■ TASK OBJECTIVE
Go through the data and copy every line exactly, but not the images.
───── DATA PROVIDED ─────
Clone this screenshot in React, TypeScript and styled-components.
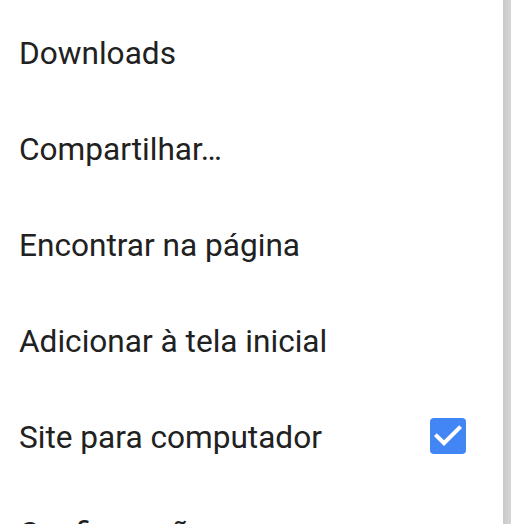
import React from "react";
import styled, { createGlobalStyle } from "styled-components";

const Global = createGlobalStyle`
  html, body { margin: 0; padding: 0; background: #ffffff; }
  body { font-family: Roboto, "Noto Sans", Arial, sans-serif; overflow: hidden; }
`;

const Screen = styled.div`
  display: flex;
  width: 511px;
  height: 524px;
  overflow: hidden;
`;

const Menu = styled.ul`
  flex: 1;
  margin: 0;
  padding: 6px 0 0 0;
  list-style: none;
  background: #ffffff;
`;

const Edge = styled.div`
  width: 8px;
  background: linear-gradient(to right, #c9c9c9, #d6d6d6);
`;

const Item = styled.li`
  display: flex;
  align-items: center;
  justify-content: space-between;
  height: 96px;
  padding: 0 37px 0 19px;
  font-size: 31.6px;
  color: #212121;
  white-space: nowrap;
`;

const Label = styled.span`
  line-height: 1;
`;

const Check = styled.svg`
  width: 48px;
  height: 48px;
  margin-right: -6px;
  margin-top: -5px;
  flex: none;
`;

const CheckBox = () => (
  <Check viewBox="0 0 24 24">
    <rect x="3" y="3" width="18" height="18" rx="2" fill="#4285f4" />
    <path
      d="M5 12 L6.41 10.59 L10 14.17 L17.59 6.58 L19 8 L10 17 Z"
      fill="#ffffff"
    />
  </Check>
);

const items: { label: string; checked?: boolean }[] = [
  { label: "Downloads" },
  { label: "Compartilhar…" },
  { label: "Encontrar na página" },
  { label: "Adicionar à tela inicial" },
  { label: "Site para computador", checked: true },
  { label: "Configurações" },
];

export default function App() {
  return (
    <>
      <Global />
      <Screen>
        <Menu>
          {items.map((it) => (
            <Item key={it.label}>
              <Label>{it.label}</Label>
              {it.checked && <CheckBox />}
            </Item>
          ))}
        </Menu>
        <Edge />
      </Screen>
    </>
  );
}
─────
■ RESULT OF THIS EXERCISE
Clone this screenshot in React, TypeScript and styled-components.
import React from "react";
import styled, { createGlobalStyle } from "styled-components";

const Global = createGlobalStyle`
  html, body { margin: 0; padding: 0; background: #ffffff; }
  body { font-family: Roboto, "Noto Sans", Arial, sans-serif; overflow: hidden; }
`;

const Screen = styled.div`
  display: flex;
  width: 511px;
  height: 524px;
  overflow: hidden;
`;

const Menu = styled.ul`
  flex: 1;
  margin: 0;
  padding: 6px 0 0 0;
  list-style: none;
  background: #ffffff;
`;

const Edge = styled.div`
  width: 8px;
  background: linear-gradient(to right, #c9c9c9, #d6d6d6);
`;

const Item = styled.li`
  display: flex;
  align-items: center;
  justify-content: space-between;
  height: 96px;
  padding: 0 37px 0 19px;
  font-size: 31.6px;
  color: #212121;
  white-space: nowrap;
`;

const Label = styled.span`
  line-height: 1;
`;

const Check = styled.svg`
  width: 48px;
  height: 48px;
  margin-right: -6px;
  margin-top: -5px;
  flex: none;
`;

const CheckBox = () => (
  <Check viewBox="0 0 24 24">
    <rect x="3" y="3" width="18" height="18" rx="2" fill="#4285f4" />
    <path
      d="M5 12 L6.41 10.59 L10 14.17 L17.59 6.58 L19 8 L10 17 Z"
      fill="#ffffff"
    />
  </Check>
);

const items: { label: string; checked?: boolean }[] = [
  { label: "Downloads" },
  { label: "Compartilhar…" },
  { label: "Encontrar na página" },
  { label: "Adicionar à tela inicial" },
  { label: "Site para computador", checked: true },
  { label: "Configurações" },
];

export default function App() {
  return (
    <>
      <Global />
      <Screen>
        <Menu>
          {items.map((it) => (
            <Item key={it.label}>
              <Label>{it.label}</Label>
              {it.checked && <CheckBox />}
            </Item>
          ))}
        </Menu>
        <Edge />
      </Screen>
    </>
  );
}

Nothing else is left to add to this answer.